Markets rarely move in a straight line, and right now India’s equity and bullion markets are telling two very different stories at the same time. IT stocks are quietly coming back to life. Gold dealers are offering discounts so steep they’d have seemed unthinkable a year ago. And if you look closely, both trends are being driven less by spreadsheets and more by something far more human — timing, sentiment, and the way people behave with money when the calendar puts pressure on them.

The IT Comeback Nobody Quite Predicted

For about eighteen months, IT stocks sat in the background while investors chased the excitement elsewhere — banking, defense, infrastructure. Those sectors had momentum, good headlines, and government spending behind them. IT, by contrast, felt like yesterday’s story.

But here’s the thing about stocks that get ignored for long enough — they get cheap. And cheap, for the right business, eventually becomes interesting.

That’s what’s happening now. The NIFTY50 IT index is seeing fresh buying interest, and it’s not speculative excitement driving it. It’s something more straightforward: investors looking at valuations, comparing them to historical levels, and concluding that these stocks have been oversold. The fundamentals haven’t collapsed. The businesses still generate strong cash flows. They still have global clients and long-term contracts. They just fell out of fashion for a while.

This is textbook sectoral rotation. Capital moves from what’s expensive to what’s been left behind but still works. IT fits that description right now.

There’s also a currency angle worth understanding. Indian IT companies earn a large chunk of their revenue in US dollars. When the dollar weakens — as it has been doing — that actually improves their earnings outlook because the rupee equivalent of those dollar revenues looks more attractive. So a global currency shift is quietly doing some of the work here, giving investors one more reason to take a second look.

The Gold Discount That’s Telling You Something

Meanwhile, walk into a bullion market right now and you’ll find something unusual — dealers offering discounts of up to $83 per ounce on gold. That’s a striking number, especially when global gold prices haven’t actually crashed. So why are Indian dealers cutting prices so aggressively?

The answer isn’t complicated once you understand the calendar.

March in India is financial year-end month. Businesses are closing their books. Individuals are sorting out taxes and reviewing their spending. It’s a month of financial tidying-up, not a month of big discretionary purchases. Gold jewelry — which in India is as much a cultural purchase as a financial one — tends to wait for weddings, festivals, and auspicious occasions. March doesn’t have many of those.

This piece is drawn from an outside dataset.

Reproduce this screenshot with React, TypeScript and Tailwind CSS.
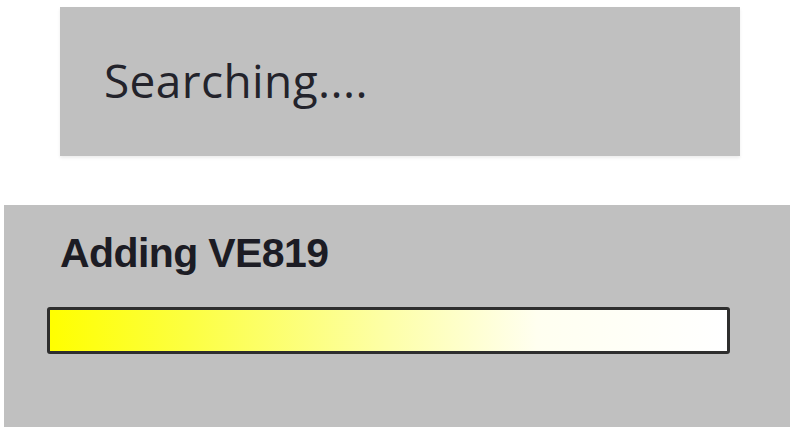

Jewelers know this. Sitting on unsold inventory when you’re trying to finalize your year-end accounts is uncomfortable. So they discount. They’d rather move the stock and clean up the balance sheet than hold out for a better price that may not come until the next buying season.

What’s interesting is that even the discounts aren’t generating much excitement among buyers. That tells you this is genuinely a demand problem, not just a pricing one. When people aren’t in the mood to buy, a lower price doesn’t automatically change that.

Two Markets, One Lesson

The IT rebound and the gold slump look unrelated on the surface. But they’re both being shaped by the same underlying force — human behavior responding to a specific moment in time.

Investors rotating into undervalued IT stocks. Jewelers cutting prices to survive a slow month. Consumers holding back on big purchases until the new financial year feels more settled.

Markets aren’t just numbers. They’re decisions made by people operating under real pressures, real calendars, and very real emotions. Right now, those decisions are pulling IT and gold in opposite directions — and watching where they go next will be genuinely interesting.